Among the lines below, count those with "components". Give the total alone.

=-=-=

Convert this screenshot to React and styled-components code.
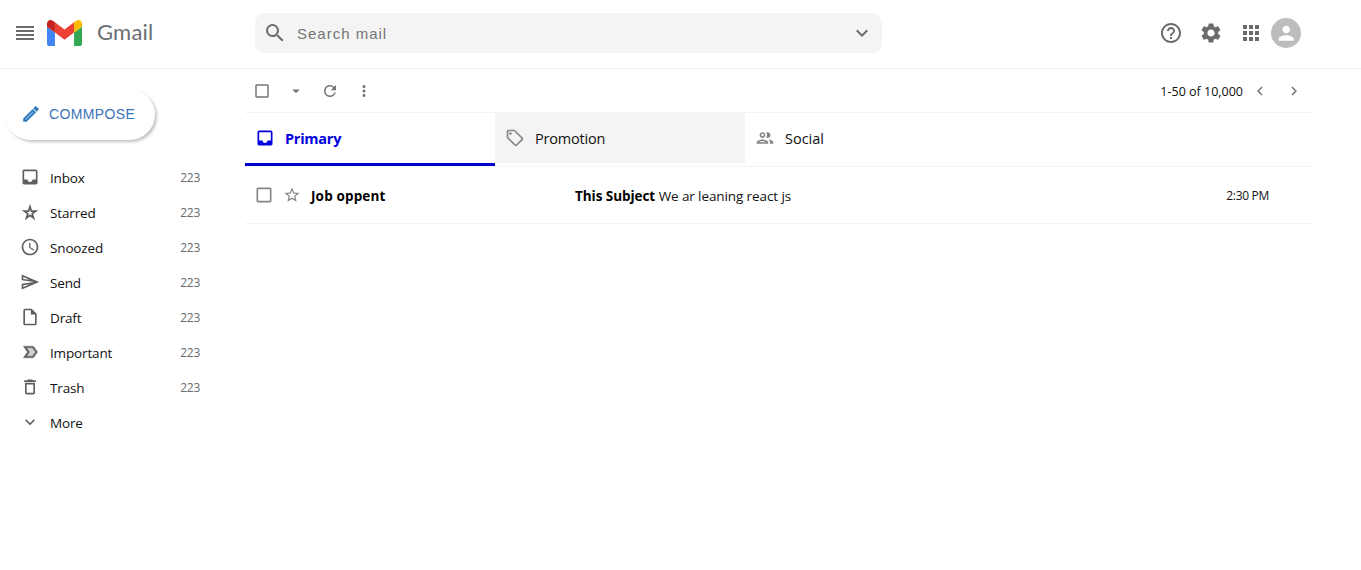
import React from "react";
import styled, { createGlobalStyle, css } from "styled-components";
import {
  MdReorder, MdSearch, MdExpandMore, MdHelpOutline, MdSettings, MdApps, MdPerson,
  MdInbox, MdAccessTime, MdOutlineSend,
  MdOutlineInsertDriveFile, MdDeleteOutline, MdCheckBoxOutlineBlank,
  MdArrowDropDown, MdRefresh, MdMoreVert, MdChevronLeft, MdChevronRight,
  MdOutlineLocalOffer, MdStarBorder,
} from "react-icons/md";

const GlobalStyle = createGlobalStyle`
  * { box-sizing: border-box; margin: 0; padding: 0; }
  body { background: #fff; color: #000; font-family: "Segoe UI", "Open Sans", sans-serif; }
  svg { display: block; flex-shrink: 0; }
`;

const Header = styled.header`
  display: flex;
  align-items: center;
  height: 69px;
  padding: 0 60px 2px 13px;
  border-bottom: 1px solid #f4f4f4;
  color: #6b6b6b;
`;

const Brand = styled.div`
  display: flex;
  align-items: center;
  width: 242px;
`;

const LogoMark = styled.svg`
  width: 35px;
  height: 26px;
  margin-left: 10px;
`;

const LogoText = styled.span`
  margin: 0 0 2px 15px;
  font: 400 22px/28px Lato, sans-serif;
  letter-spacing: 0.2px;
  color: #6a6d71;
`;

const SearchBar = styled.div`
  display: flex;
  align-items: center;
  width: 627px;
  height: 40px;
  padding: 0 8px;
  border-radius: 10px;
  background: #f4f4f4;
`;

const SearchInput = styled.input`
  flex: 1;
  margin: 0 0 0 10px;
  border: 0;
  outline: 0;
  background: transparent;
  font: 15px "Liberation Sans", Arial, sans-serif;
  letter-spacing: 1px;
  color: #757575;
  &::placeholder { color: #757575; opacity: 1; }
`;

const HeaderActions = styled.div`
  display: flex;
  align-items: center;
  gap: 16px;
  margin-left: auto;
`;

const Avatar = styled.div`
  display: flex;
  align-items: center;
  justify-content: center;
  width: 30px;
  height: 30px;
  margin-left: -8px;
  border-radius: 50%;
  background: #bdbdbd;
  color: #fff;
`;

const Body = styled.div`
  display: flex;
`;

const Sidebar = styled.aside`
  width: 245px;
  padding: 20px 0 0 5px;
`;

const ComposeButton = styled.button`
  display: flex;
  align-items: center;
  width: 150px;
  height: 51px;
  padding: 0 0 1px 16px;
  border: 0;
  border-radius: 26px;
  background: #fff;
  box-shadow: 2px 2px 3px #c4c4c4;
  color: #2a78bd;
  span {
    margin: 0 0 1px 8px;
    font: 14px "Liberation Sans", Arial, sans-serif;
    letter-spacing: 0.38px;
    color: #3a72b8;
  }
`;

const Folders = styled.nav`
  margin-top: 19px;
`;

const FolderRow = styled.div`
  display: flex;
  align-items: center;
  width: 195px;
  height: 35px;
  padding-left: 15px;
  color: #5f5f5f;
`;

const Text = styled.span`
  font-size: ${(p) => p.$size || 14}px;
  line-height: 20px;
  letter-spacing: ${(p) => p.$spacing || 0}px;
  white-space: pre;
`;

const FolderName = styled(Text)`
  margin: 2px 0 0 10px;
  color: #111;
`;

const Count = styled(Text)`
  margin: 2px 0 0 auto;
  color: #6b6b6b;
`;

const Main = styled.main`
  width: 1067px;
`;

const Toolbar = styled.div`
  display: flex;
  align-items: center;
  gap: 16px;
  height: 44px;
  padding: 0 9px 0 8px;
  border-bottom: 1px solid #f4f4f4;
  color: #757575;
`;

const Range = styled(Text)`
  margin: 2px -8px 0 auto;
  color: #111;
`;

const Tabs = styled.div`
  display: flex;
  height: 54px;
  border-bottom: 1px solid #f4f4f4;
`;

const Tab = styled.div`
  display: flex;
  align-items: center;
  width: 250px;
  height: ${(p) => (p.$active ? 53 : 50)}px;
  padding: 0 10px;
  color: #858585;
  background: ${(p) => (p.$shaded ? "#f4f4f4" : "transparent")};
  ${(p) => p.$active && css`
    color: #0000e0;
    font-weight: 700;
    border-bottom: 3px solid #0000d0;
  `}
`;

const TabName = styled(Text)`
  margin: 2px 0 0 10px;
  color: ${(p) => (p.$active ? "inherit" : "#111")};
`;

const MailRow = styled.div`
  display: flex;
  align-items: center;
  height: 57px;
  padding: 0 43px 0 9px;
  border-bottom: 1px solid #f4f4f4;
  color: #858585;
`;

const Sender = styled(Text)`
  width: 264px;
  margin: 2px 0 0 10px;
  color: #000;
  font-weight: 700;
`;

const Subject = styled.div`
  display: flex;
  margin-top: 2px;
  color: #111;
`;

const Bold = styled(Text)`
  font-weight: 700;
  color: #000;
`;

const Time = styled(Text)`
  margin: 2px 0 0 auto;
  color: #111;
`;

const StarIcon = styled(MdStarBorder)`
  margin-left: 9px;
`;

function GmailMark() {
  return (
    <LogoMark viewBox="52 42 88 66" preserveAspectRatio="none">
      <path fill="#4285f4" d="M58 108h14V74L52 59v43c0 3.32 2.69 6 6 6" />
      <path fill="#34a853" d="M120 108h14c3.32 0 6-2.69 6-6V59l-20 15" />
      <path fill="#fbbc04" d="M120 48v26l20-15v-8c0-7.42-8.47-11.65-14.4-7.2" />
      <path fill="#ea4335" d="M72 74V48l24 18 24-18v26L96 92" />
      <path fill="#c5221f" d="M52 51v8l20 15V48l-5.6-4.2c-5.94-4.45-14.4-.22-14.4 7.2" />
    </LogoMark>
  );
}

function PencilIcon({ size }) {
  return (
    <svg width={size} height={size} viewBox="0 0 24 24" fill="currentColor">
      <path opacity=".35" d="M5 18.080V19h.920l9.060-9.060-.920-.920z" />
      <path
        stroke="currentColor"
        strokeWidth=".6"
        d="M20.710 7.040c.390-.390.390-1.020 0-1.410l-2.340-2.340c-.200-.200-.450-.290-.710-.290s-.510.100-.700.290l-1.830 1.830 3.750 3.750 1.830-1.830zM3 17.250V21h3.750L17.810 9.940l-3.750-3.750L3 17.250zM5.920 19H5v-.920l9.060-9.060.920.920L5.920 19z"
      />
    </svg>
  );
}

function StarredIcon({ size }) {
  return (
    <svg width={size} height={size} viewBox="0 0 24 24" fill="currentColor">
      <path d="M12 8.890l.940 3.110h2.820l-2.270 1.620.930 3.010L12 14.790l-2.420 1.840.930-3.010L8.240 12h2.820L12 8.890M12 2l-2.420 8H2l6.170 4.410L5.830 22 12 17.310 18.180 22l-2.350-7.590L22 10h-7.580L12 2z" />
    </svg>
  );
}

function ImportantIcon({ size }) {
  return (
    <svg width={size} height={size} viewBox="0 0 24 24" fill="currentColor">
      <path opacity=".3" d="M15 7H7.890l3.570 5-3.560 5H15l3.550-5z" />
      <path
        stroke="currentColor"
        strokeWidth=".5"
        d="M16.630 5.840C16.270 5.330 15.670 5 15 5H4l5 7-5 6.990h11c.670 0 1.270-.320 1.630-.830L21 12l-4.370-6.160zM15 17H7.890l3.570-5L7.890 7H15l3.550 5L15 17z"
      />
    </svg>
  );
}

function PeopleIcon({ size }) {
  return (
    <svg width={size} height={size} viewBox="0 0 24 24" fill="currentColor">
      <path d="M9 13.750c-2.340 0-7 1.170-7 3.500V19h14v-1.750c0-2.330-4.660-3.500-7-3.500zM4.340 17c.840-.580 2.870-1.250 4.660-1.250s3.820.670 4.660 1.250H4.340zM9 12c1.930 0 3.500-1.570 3.500-3.500S10.930 5 9 5 5.500 6.570 5.500 8.500 7.070 12 9 12zm0-5c.830 0 1.500.670 1.500 1.500S9.830 10 9 10s-1.500-.670-1.500-1.500S8.170 7 9 7zm7.040 6.810c1.160.840 1.960 1.960 1.960 3.440V19h4v-1.750c0-2.020-3.500-3.170-5.960-3.440zM15 12c1.930 0 3.500-1.570 3.500-3.500S16.930 5 15 5c-.540 0-1.040.130-1.500.350.630.890 1 1.980 1 3.150s-.370 2.260-1 3.150c.460.220.960.350 1.500.350z" />
    </svg>
  );
}

const folders = [
  { name: "Inbox", Icon: MdInbox, count: 223 },
  { name: "Starred", Icon: StarredIcon, count: 223 },
  { name: "Snoozed", Icon: MdAccessTime, count: 223 },
  { name: "Send", Icon: MdOutlineSend, count: 223 },
  { name: "Draft", Icon: MdOutlineInsertDriveFile, count: 223 },
  { name: "Important", Icon: ImportantIcon, count: 223 },
  { name: "Trash", Icon: MdDeleteOutline, count: 223 },
  { name: "More", Icon: MdExpandMore },
];

export default function App() {
  return (
    <>
      <GlobalStyle />
      <Header>
        <Brand>
          <MdReorder size={24} />
          <GmailMark />
          <LogoText>Gmail</LogoText>
        </Brand>
        <SearchBar>
          <MdSearch size={24} />
          <SearchInput placeholder="Search mail" />
          <MdExpandMore size={24} />
        </SearchBar>
        <HeaderActions>
          <MdHelpOutline size={24} />
          <MdSettings size={24} />
          <MdApps size={24} />
          <Avatar><MdPerson size={22.5} /></Avatar>
        </HeaderActions>
      </Header>
      <Body>
        <Sidebar>
          <ComposeButton>
            <PencilIcon size={20} />
            <span>COMMPOSE</span>
          </ComposeButton>
          <Folders>
            {folders.map(({ name, Icon, count }) => (
              <FolderRow key={name}>
                <Icon size={20} />
                <FolderName $size={13.5} $spacing={-0.15}>{name}</FolderName>
                {count && <Count $size={12} $spacing={-0.3}>{count}</Count>}
              </FolderRow>
            ))}
          </Folders>
        </Sidebar>
        <Main>
          <Toolbar>
            <MdCheckBoxOutlineBlank size={18} />
            <MdArrowDropDown size={18} />
            <MdRefresh size={18} />
            <MdMoreVert size={18} />
            <Range $size={12.5}>1-50 of 10,000</Range>
            <MdChevronLeft size={18} />
            <MdChevronRight size={18} />
          </Toolbar>
          <Tabs>
            <Tab $active>
              <MdInbox size={20} />
              <TabName $active $size={14.5} $spacing={-0.25}>Primary</TabName>
            </Tab>
            <Tab $shaded>
              <MdOutlineLocalOffer size={20} />
              <TabName $size={14.5} $spacing={-0.2}>Promotion</TabName>
            </Tab>
            <Tab>
              <PeopleIcon size={20} />
              <TabName $size={14.5}>Social</TabName>
            </Tab>
          </Tabs>
          <MailRow>
            <MdCheckBoxOutlineBlank size={20} />
            <StarIcon size={18} />
            <Sender $size={13.5} $spacing={0.15}>Job oppent</Sender>
            <Subject>
              <Bold $size={13.5} $spacing={-0.05}>This Subject </Bold>
              <Text $size={13.5} $spacing={-0.1}>We ar leaning react js</Text>
            </Subject>
            <Time $size={12} $spacing={-0.3}>2:30 PM</Time>
          </MailRow>
        </Main>
      </Body>
    </>
  );
}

=-=-=

### EXPECTED ANSWER
2